The Caballo Mountains serve as a majestic backdrop for Caballo Lake State Park, which boasts a full array of water sports, winter waterfowl watching, and cactus gardens in bloom.
This park's claim to fame are the majestic bald and golden eagles that migrate through. Beginning in late October, they arrive to nest at Caballo. Numerous golden eagles nest in the nearby Caballo foothills, while bald eagles will nest in a large area in and around the park.
The Park has 63 developed campsites in two campgrounds. One overlooks Caballo Lake and one (Riverside) is along the bank of the Rio Grande.
The bulk of the park's facilities and campsites are on the west side of the lake, just north of the dam. These include Appaloosa, Palomino and Stallion.
The Riverside area has more trees...cottonwoods, black willow, green ash, and Arizona sycamore...and is more secluded than the lake section of the park.

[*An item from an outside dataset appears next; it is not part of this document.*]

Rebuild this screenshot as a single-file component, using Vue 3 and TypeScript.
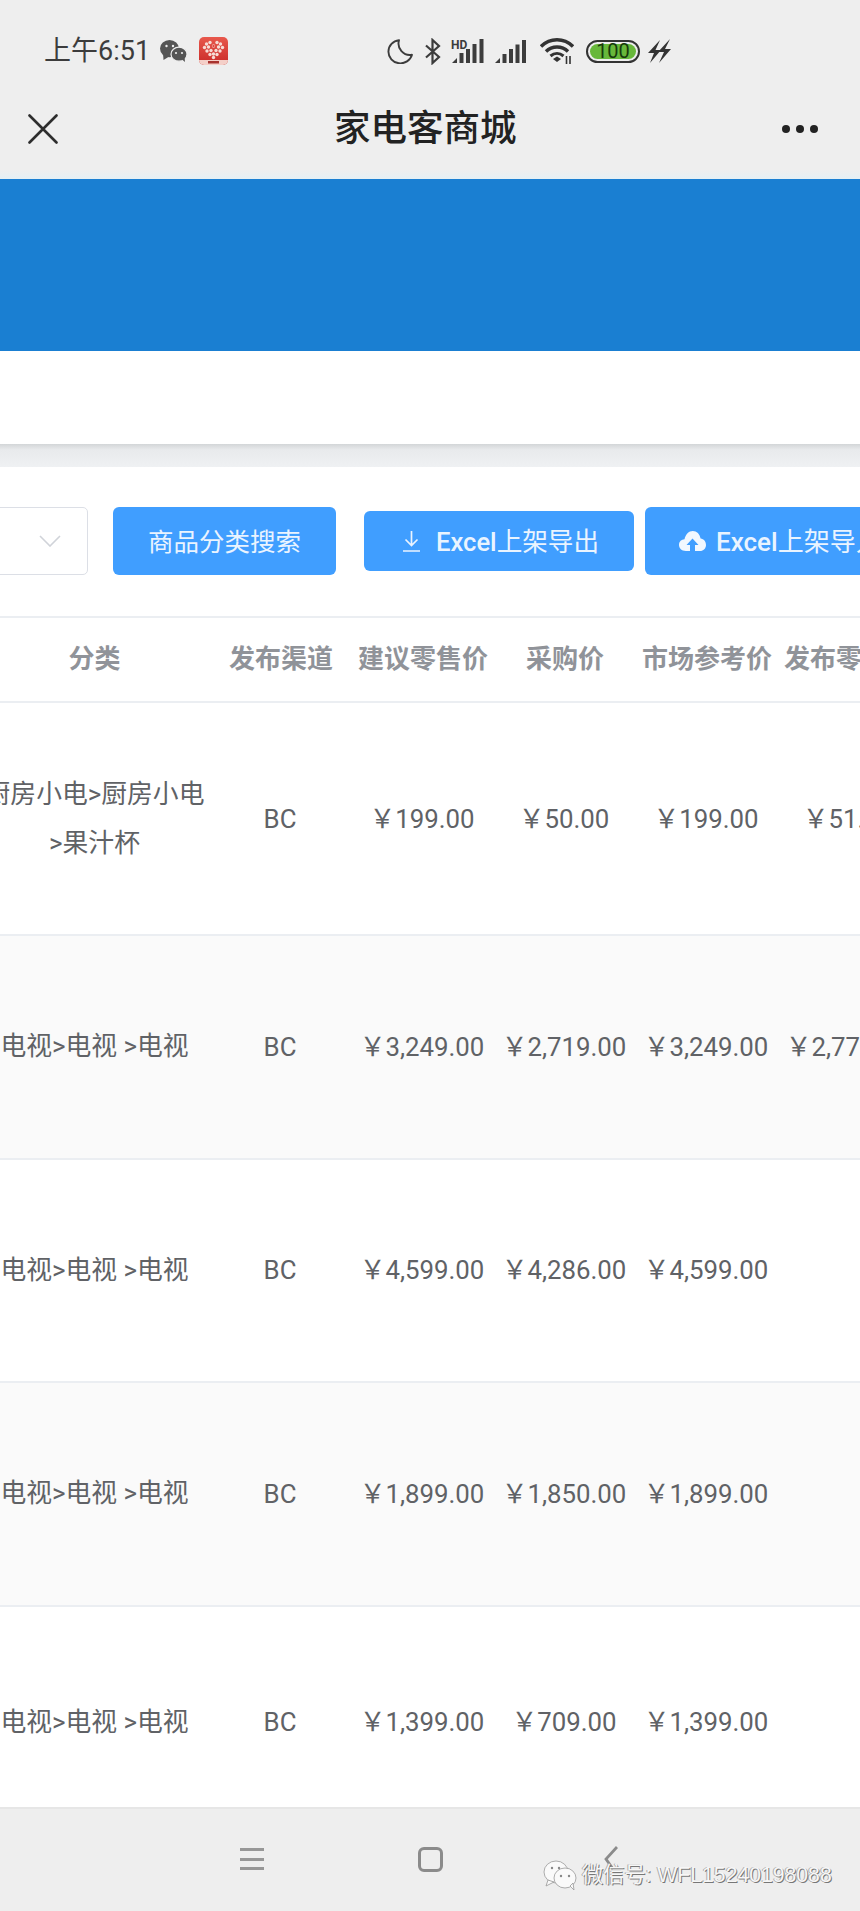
<script setup lang="ts">
interface Row { cat: string; ch: string; retail: string; buy: string; market: string; pub: string }
const rows: Row[] = [
  { cat: '厨房小电>厨房小电\n>果汁杯', ch: 'BC', retail: '￥199.00', buy: '￥50.00', market: '￥199.00', pub: '￥51.00' },
  { cat: '电视>电视 >电视', ch: 'BC', retail: '￥3,249.00', buy: '￥2,719.00', market: '￥3,249.00', pub: '￥2,773.00' },
  { cat: '电视>电视 >电视', ch: 'BC', retail: '￥4,599.00', buy: '￥4,286.00', market: '￥4,599.00', pub: '' },
  { cat: '电视>电视 >电视', ch: 'BC', retail: '￥1,899.00', buy: '￥1,850.00', market: '￥1,899.00', pub: '' },
  { cat: '电视>电视 >电视', ch: 'BC', retail: '￥1,399.00', buy: '￥709.00', market: '￥1,399.00', pub: '' }
]
const heads = ['分类', '发布渠道', '建议零售价', '采购价', '市场参考价', '发布零售价']
const heartDots: [number, number][] = [
  [7.5, 7], [11, 5.5], [18, 5.5], [21.5, 7], [5.5, 10.5], [9.5, 10], [14.5, 9], [19.5, 10], [23.5, 10.5],
  [8, 14], [12, 13.5], [17, 13.5], [21, 14], [11, 17.5], [14.5, 17], [18, 17.5], [14.5, 20.5]
]
</script>

<template>
  <div class="page">
    <div class="status">
      <div class="status-left">
        <span class="time">上午6:51</span>
        <svg class="ic-wechat" width="27" height="22" viewBox="0 0 27 22">
          <ellipse cx="9.5" cy="8.6" rx="9.5" ry="8.6" fill="#555" />
          <path d="M3 13 L3.5 20 L10 16 Z" fill="#555" />
          <ellipse cx="19" cy="14.2" rx="8" ry="7" fill="#555" stroke="#eee" stroke-width="1.2" />
          <path d="M22 19.5 L25 22 L24.5 17 Z" fill="#555" />
          <circle cx="6.5" cy="6" r="1.2" fill="#eee" />
          <circle cx="13" cy="6" r="1.2" fill="#eee" />
          <circle cx="16" cy="13" r="1.1" fill="#eee" />
          <circle cx="22" cy="13" r="1.1" fill="#eee" />
        </svg>
        <svg class="ic-app" width="29" height="28" viewBox="0 0 29 28">
          <defs>
            <linearGradient id="appbg" x1="0" y1="0" x2="0" y2="1">
              <stop offset="0" stop-color="#e8584c" />
              <stop offset="1" stop-color="#c92a28" />
            </linearGradient>
          </defs>
          <rect width="29" height="28" rx="5" fill="url(#appbg)" />
          <path d="M0 23 H29 V23 A5 5 0 0 1 24 28 H5 A5 5 0 0 1 0 23 Z" fill="#f4cfc8" />
          <circle v-for="(d, i) in heartDots" :key="i" :cx="d[0]" :cy="d[1]" r="1.7" fill="#f6dcd6" />
          <circle cx="14.5" cy="9" r="1.2" fill="#e0453d" />
          <rect x="9" y="24" width="11" height="2.5" fill="#a8322e" />
        </svg>
      </div>
      <div class="status-right">
        <svg class="ic-moon" width="26" height="25" viewBox="0 0 26 25"><path d="M12 1.2 A12 11.6 0 1 0 25 15.8 A11.5 11.5 0 0 1 12 1.2 Z" fill="none" stroke="#3c3c3c" stroke-width="1.9" stroke-linejoin="round" /></svg>
        <svg class="ic-bt" width="17" height="27" viewBox="0 0 17 27"><path d="M2 7.5 L15 19 L8.5 25 V2 L15 8 L2 19.5" fill="none" stroke="#3c3c3c" stroke-width="2.2" /></svg>
        <svg class="ic-hd" width="34" height="24" viewBox="0 0 34 24">
          <text x="0" y="10" class="hd-text">HD</text>
          <path d="M1 24 L6 19 V24 Z" fill="#3c3c3c" />
          <rect x="8.5" y="14" width="4" height="10" fill="#3c3c3c" />
          <rect x="15" y="10" width="4" height="14" fill="#3c3c3c" />
          <rect x="21.5" y="5" width="4" height="19" fill="#3c3c3c" />
          <rect x="28.5" y="0" width="4" height="24" fill="#3c3c3c" />
        </svg>
        <svg class="ic-sig" width="32" height="23" viewBox="0 0 32 23">
          <path d="M0 23 L5 18 V23 Z" fill="#3c3c3c" />
          <rect x="7.5" y="14" width="4" height="9" fill="#3c3c3c" />
          <rect x="14" y="9" width="4" height="14" fill="#3c3c3c" />
          <rect x="20.5" y="4.5" width="4" height="18.5" fill="#3c3c3c" />
          <rect x="27" y="0" width="4" height="23" fill="#3c3c3c" />
        </svg>
        <svg class="ic-wifi" width="34" height="26" viewBox="0 0 34 26">
          <path d="M1 8.5 C10 -0.5 24 -0.5 33 8.5" fill="none" stroke="#333" stroke-width="3.4" />
          <path d="M6 13.5 C12 7.5 22 7.5 28 13.5" fill="none" stroke="#333" stroke-width="3.4" />
          <path d="M10.5 18 C14.5 14.5 19.5 14.5 23.5 18" fill="none" stroke="#333" stroke-width="3" />
          <path d="M13 21 L17 18.6 L21 21 L17 24 Z" fill="#333" />
          <path d="M26.5 18 V26 M30 18 V26" stroke="#333" stroke-width="1.6" />
        </svg>
        <div class="battery"><span>100</span></div>
        <svg class="ic-bolt" width="23" height="24" viewBox="0 0 23 24">
          <path d="M12 1 L0 14 H6 L2 24 L13 11 H7.5 Z" fill="#333" />
          <path d="M22 0 L10 13 H16 L11 24 L23 10 H17 Z" fill="#333" />
        </svg>
      </div>
    </div>

    <div class="nav">
      <svg class="ic-close" width="30" height="30" viewBox="0 0 30 30"><path d="M1.5 1.5 L28.5 28.5 M28.5 1.5 L1.5 28.5" stroke="#2d2d2d" stroke-width="2.6" stroke-linecap="round" /></svg>
      <h1 class="title">家电客商城</h1>
      <div class="dots"><i></i><i></i><i></i></div>
    </div>
    <div class="tint"></div>

    <div class="banner"></div>
    <div class="subbar"></div>
    <div class="shadow"></div>

    <div class="toolbar">
      <div class="select">
        <svg width="22" height="12" viewBox="0 0 22 12"><path d="M1 1 L11 11 L21 1" fill="none" stroke="#d0d3d9" stroke-width="1.6" /></svg>
      </div>
      <button class="btn btn-search"><span class="lift">商品分类搜索</span></button>
      <button class="btn btn-export">
        <svg width="17" height="21" viewBox="0 0 17 21"><path d="M8.5 0 V14 M2.5 8.5 L8.5 14.5 L14.5 8.5 M0 20 H17" fill="none" stroke="#eaf4ff" stroke-width="1.7" /></svg>
        <span class="lift"><b class="latin">Excel</b>上架导出</span>
      </button>
      <button class="btn btn-import">
        <svg width="27" height="20" viewBox="0 0 27 20"><path d="M7 20 C2.5 20 0 17 0 14 C0 10.5 2.5 8.5 5.5 8.3 C6.5 3.5 9.8 0 13.8 0 C17.8 0 20.8 3 21.6 7.6 C24.8 8 27 10.6 27 14 C27 17.4 24.4 20 21 20 H16 V14 H19.5 L13.5 7.5 L7.5 14 H11 V20 Z" fill="#f2f8ff" /></svg>
        <span class="lift"><b class="latin">Excel</b>上架导入</span>
      </button>
    </div>

    <div class="table-wrap">
      <table class="table">
        <colgroup>
          <col class="c-cat" />
          <col v-for="n in 5" :key="n" class="c-num" />
        </colgroup>
        <thead>
          <tr><th v-for="h in heads" :key="h">{{ h }}</th></tr>
        </thead>
        <tbody>
          <tr v-for="(r, i) in rows" :key="i" :class="{ striped: i % 2 === 1, first: i === 0, last: i === rows.length - 1 }">
            <td class="cat">{{ r.cat }}</td>
            <td>{{ r.ch }}</td>
            <td>{{ r.retail }}</td>
            <td>{{ r.buy }}</td>
            <td>{{ r.market }}</td>
            <td>{{ r.pub }}</td>
          </tr>
        </tbody>
      </table>
    </div>

    <div class="sysnav">
      <div class="sys-ham"><i></i><i></i><i></i></div>
      <div class="sys-square"></div>
      <svg class="sys-back" width="14" height="26" viewBox="0 0 14 26"><path d="M13 1 L2 13 L9 23" fill="none" stroke="#8b8b8b" stroke-width="2.8" /></svg>
      <div class="mark">
        <svg width="34" height="30" viewBox="0 0 34 30">
          <ellipse cx="13" cy="12" rx="12" ry="11" fill="#fafafa" stroke="#999" stroke-width=".8" />
          <path d="M5 20 L3 26 L11 22 Z" fill="#fafafa" stroke="#999" stroke-width=".8" />
          <ellipse cx="22" cy="18" rx="11" ry="10" fill="#fafafa" stroke="#999" stroke-width=".8" />
          <path d="M27 26 L31 30 L30 23 Z" fill="#fafafa" stroke="#999" stroke-width=".8" />
          <circle cx="9" cy="8" r="1.2" fill="#888" /><circle cx="16" cy="8" r="1.2" fill="#888" />
          <circle cx="18" cy="16" r="1.2" fill="#888" /><circle cx="26" cy="16" r="1.2" fill="#888" />
        </svg>
        <span>微信号: WFL15240198088</span>
      </div>
    </div>
  </div>
</template>

<style scoped>
.page {
  width: 860px;
  height: 1911px;
  display: flex;
  flex-direction: column;
  overflow: hidden;
  background: #fff;
  font-family: Roboto, "Noto Sans CJK SC", sans-serif;
}
.status {
  height: 88px;
  padding-top: 14px;
  box-sizing: border-box;
  background: #eee;
  display: flex;
  align-items: center;
  flex-shrink: 0;
}
.status-left { display: flex; align-items: center; margin-left: 44px; }
.time { font-size: 27px; color: #3c3c3c; line-height: 1; width: 103px; white-space: nowrap; }
.ic-wechat { margin-left: 13px; }
.ic-app { margin-left: 12px; }
.status-right { display: flex; align-items: center; position: absolute; left: 387px; height: 30px; }
.ic-bt { margin-left: 11px; }
.ic-hd { margin-left: 10px; }
.ic-sig { margin-left: 10px; }
.ic-wifi { margin-left: 13px; }
.hd-text { font: 700 12px Roboto, sans-serif; fill: #3c3c3c; }
.battery {
  margin-left: 12px;
  width: 54px;
  height: 23px;
  box-sizing: border-box;
  border: 2px solid #333;
  border-radius: 12px;
  padding: 2px;
  display: flex;
}
.battery span {
  flex: 1;
  background: #68b83b;
  border-radius: 8px;
  color: #173a0c;
  font-size: 20px;
  line-height: 15px;
  text-align: center;
}
.ic-bolt { margin-left: 8px; }
.nav {
  height: 82px;
  background: #eee;
  display: flex;
  align-items: center;
  position: relative;
  flex-shrink: 0;
}
.ic-close { margin-left: 28px; }
.title {
  position: absolute;
  left: 334px;
  margin: 0;
  font-size: 36.5px;
  font-weight: 500;
  color: #222;
  line-height: 1;
  white-space: nowrap;
}
.dots { margin-left: auto; margin-right: 42px; display: flex; gap: 6px; }
.dots i { width: 8px; height: 8px; border-radius: 50%; background: #222; display: block; }
.tint { height: 9px; background: linear-gradient(#efefef, #e5f0f5); flex-shrink: 0; }
.banner { height: 172px; background: #1a7fd2; flex-shrink: 0; }
.subbar { height: 93px; background: #fff; flex-shrink: 0; }
.shadow { height: 23px; background: linear-gradient(#d3d6d8, #e8eaec 25%, #eff1f3); flex-shrink: 0; }
.toolbar {
  height: 151px;
  box-sizing: border-box;
  padding-bottom: 1px;
  border-bottom: 2px solid #ebeef2;
  display: flex;
  align-items: center;
  flex-shrink: 0;
}
.select {
  width: 100px;
  height: 68px;
  box-sizing: border-box;
  margin-left: -12px;
  border: 1.5px solid #dcdfe6;
  border-radius: 5px;
  display: flex;
  align-items: center;
  justify-content: flex-end;
  padding-right: 26px;
  flex-shrink: 0;
}
.btn {
  border: none;
  padding: 0;
  background: #409eff;
  color: #eaf4ff;
  font-family: inherit;
  font-size: 25.5px;
  border-radius: 6px;
  display: flex;
  align-items: center;
  justify-content: center;
  flex-shrink: 0;
  white-space: nowrap;
}
.lift { display: block; margin-bottom: 4px; }
.latin { font-weight: 500; }
.btn-search { width: 223px; height: 68px; margin-left: 25px; }
.btn-export { width: 270px; height: 60px; margin-left: 28px; gap: 16px; font-size: 25.6px; padding-left: 4px; }
.btn-import { width: 270px; height: 68px; margin-left: 11px; gap: 10px; padding-left: 34px; justify-content: flex-start; font-size: 26px; }
.table-wrap { flex: 1; overflow: hidden; min-height: 0; }
.table {
  width: 941px;
  margin-left: -21px;
  table-layout: fixed;
  border-collapse: collapse;
}
.c-cat { width: 231px; }
.c-num { width: 142px; }
th {
  height: 84px;
  padding: 0 0 6px;
  box-sizing: border-box;
  font-size: 26px;
  font-weight: 700;
  color: #909399;
  border-bottom: 2px solid #ebeef2;
  white-space: nowrap;
  overflow: hidden;
}
td {
  height: 221.5px;
  padding: 0 2px 0 0;
  text-align: center;
  font-size: 25.8px;
  line-height: 30px;
  color: #606266;
  border-bottom: 2px solid #ebeef2;
  white-space: nowrap;
  overflow: visible;
}
.first td { height: 231px; }
.last td { height: 231px; }
td.cat { white-space: pre-line; line-height: 49px; padding: 0; }
.striped td { background: #fafafa; }
.sysnav {
  height: 104px;
  background: #eee;
  border-top: 2px solid #e6e6e6;
  box-sizing: border-box;
  position: relative;
  flex-shrink: 0;
  display: flex;
  align-items: flex-start;
  padding-top: 39px;
}
.sys-ham { margin-left: 240px; width: 24px; height: 22px; display: flex; flex-direction: column; justify-content: space-between; }
.sys-ham i { height: 3px; background: #979797; display: block; }
.sys-square { margin-left: 154px; margin-top: -1px; width: 25px; height: 25px; box-sizing: border-box; border: 3px solid #8b8b8b; border-radius: 6px; }
.sys-back { margin-left: 161px; margin-top: -2px; }
.mark {
  position: absolute;
  left: 543px;
  top: 48px;
  display: flex;
  align-items: center;
  gap: 5px;
}
.mark span {
  font-family: "Liberation Sans", "Noto Sans CJK SC", sans-serif;
  font-size: 21.2px;
  color: #f7f7f7;
  white-space: nowrap;
  margin-bottom: 4px;
  text-shadow: 1px 1px 0 #777, -1px 0 0 #aaa;
}
</style>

It is here that the park's RV rally site is located...the only one in the New Mexico State Park System...with a large group shelter, huge barbecue grills, and a gated campground that can accommodate over 200 recreational vehicles.
Our favorite sites would be 32 in Stallion and the primitive ones along the river.
P.O. BOX 32
Caballo NM 87931
Drive 16 miles south of Truth or Consequences via I-25; take exit 58 and NM 187
Visitors can stroll among yuccas, century plants, ocotillos, cow tongues, prickly pears and other desert cacti growing in the park's two cacti gardens. Most of these cacti provide beautiful blooms in late March and early April.
Swimming, water skiing, fishing, jet skiing and windsurfing are some of the wet and wild activities available at the Caballo Lake. Both lake and river provide anglers with the opportunity to catch a variety of fish. The area is home to largemouth bass, walleye, white bass, catfish, crappie, bluegill, northern pike, sunfish and an occasional rainbow trout.
Another in a series of lake parks created by damming the Rio Grande, Caballo Lake has a surface area of more than 11,500 acres, making it New Mexico's third largest state park. Created in the late 1930's with the construction of an earth filled dam 96 feet high by 4.558 feet long, the lake's main purpose is to catch and store water released by Elephant Butte Dam (25 miles upstream) during electric generation. The water is released in the summer for irrigation. When full, the lake is 18 miles long.
The main activity here is fishing, primarily for White Bass and Walleye, although anglers also catch Black Bass, Crappie, Catfish, Northern Pike and Sunfish. Outside the main section of the park but close by, are several fishing supply stores.
Although most boating here is for getting to the best fishing spot, the lake also attracts small sailboats and windsurfers, especially in spring. Canoeists often put into the Rio Grande just south of Elephant Butte Dam near the town of Williamsburg and paddle down to Caballo Lake, a distance of about 10 miles. There is no designated swimming beach, but the best swimming is usually just west of the dam and in the upper flats, which is on the north edge of the main park campgrounds.
Trails at Caballo Lake are more for walking from place to place than serious hiking, and all of the park's 5.5 miles of sandy trails are considered easy. The 0.25 mile Overlook Trail is a loop over a grassy and cactus studded knoll that offers good views out across the lake. Another trail heads north from the campgrounds about 3 miles to an area called Eagle Point. A branch of this trail also goes south of the visitor center to the lake. The park also has several well tended cactus gardens, with yucca, agave, ocotillo, prickly pear, mesquite, and other desert plants.
Bird watching is most successful mid-week when there are fewer boats on the lake, although it is generally not quite as good as at nearby Percha Dam State Park. In recent years, a breeding pair of Bald Eagles have made Caballo Lake their winter lake. Also seen are Golden Eagles, Northern Goshawks, Double-crested Cormorants, Common Loons, Snowy Egrets, Scaled Quail, Sandhill Cranes, American White Pelicans and Roadrunners. There are dozens of songbirds, several species of Hummingbirds, and numerous Geese and Ducks.
Mammals include a seemingly endless parade of rock squirrels and cottontail rabbits, plus the park is also home to coyotes, wolves, foxes, raccoons, mule deer, and an occasional black bear. There are also rattlesnakes, lizards, frogs and turtles.
The small visitor center has displays on archeology of the area and historic photos from the construction of Caballo Dam. There are color photos of the birds, fish, and plants of the park to help with identification, and there is a sandbox with stamps to create footprints of the park's wildlife, including deer, bald eagles, frogs, and snapping turtles. Annual events at the park include several fishing tournaments, including a youth fishing derby in late September. Each April Earth Day is celebrated with tree plantings.